Artist Lee Kit mulls how to put Hong Kong's best foot forward
Local curator Lee Kit has been tasked with presenting Hong Kong to the world at the 'art Olympics' in Italy this summer
M+, the West Kowloon Cultural District's upcoming visual culture museum, will mark its debut on the international art scene this summer, with an exhibition at the Venice Biennale that the museum says will showcase personal and collective memories.
The Venice Biennale, often considered the "art Olympics", is one of the world's biggest contemporary art events. More than 80 countries will send exhibits to Italy in June as they compete to showcase their brightest talent on a global stage.
Local artist Lee Kit has been given the task of formulating the concept of the Hong Kong pavilion and will also have his solo exhibition, "You (you).", on display.
A winner of the Art Futures Award at last year's Hong Kong International Art Fair, Lee is fast gaining a reputation as a hot property on the international art scene.
He said he was given the utmost freedom by the M+ team, led by museum executive director Lars Nittve and assistant curator Yung Ma, to present his own vision in Venice.
The 34-year-old was also keen to avoid the pavilion being simply a retrospective of well-known works of art from the Hong Kong art community, so instead it will feature mostly new paintings, photography, videos and performances.
"Lee Kit: My obsession with objects" Video by Hedy Bok
Ma, who has been working closely with Lee in developing the exhibition, said that objects from daily life, though usually reflecting personal memories and experiences, can also be used to evoke a collective memory or an experience shared by many.
Lee said raising questions about the Hong Kong identity was an inevitable part of his exhibition, though he was reluctant to consciously place too much emphasis on this.
"I won't stress about a Hong Kong identity, but [the artworks] reflect what I see in Hong Kong," he said.
Political controversies and local news reports in the city have influenced him to a certain extent, Lee said, and while his thoughts on curating centred primarily on himself as an artist, he could not escape thinking from a Hongkonger's perspective, and this would show in the exhibition.
Lee is forthcoming with his views on Hong Kong's next major art project, the West Kowloon Cultural District.

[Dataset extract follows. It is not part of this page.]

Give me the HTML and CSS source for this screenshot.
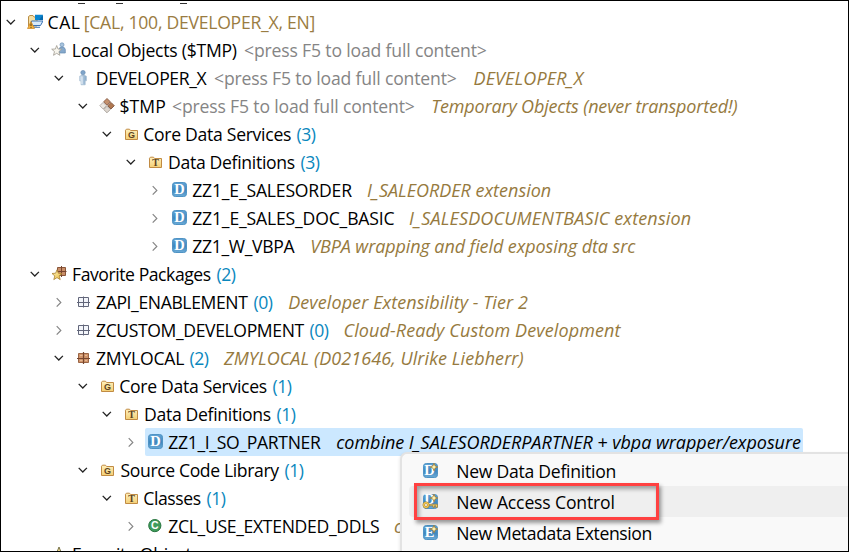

The HK$21.6 billion mega arts hub has long been a centre of controversy, and Lee too has reservations about the project, but he has high hopes for M+.
He believes that with M+ being an institution free from government bureaucracy, it will be a museum that can make a difference.
Hong Kong's part at the Venice Biennale has itself not been without controversy.
Last year, the Arts Development Council, which has been responsible for the Hong Kong pavilion since 2001, decided to scrap the process of openly seeking proposals for the pavilion from the community.
The council instead appointed M+ as curator and doubled the budget to HK$10 million.
The move caused an outcry in the local arts community, with many people voicing their anger at a forum held last year where they accused the council and M+ of "operating in a black box".
The council countered that the decision was made unanimously after discussions in two council meetings.
Lee has been keeping himself at a distance from the issue, refraining from making any comments until now.
"To me, it was the ADC's problem. I feel bad that M+ has become a target," he said.
As for the future, Lee is focused on the big show, and will be spending a month in Venice to prepare.
"I don't want too much pressure. I just want to do a show I like," he said.
The Venice Biennale will take place from June 1 to November 24.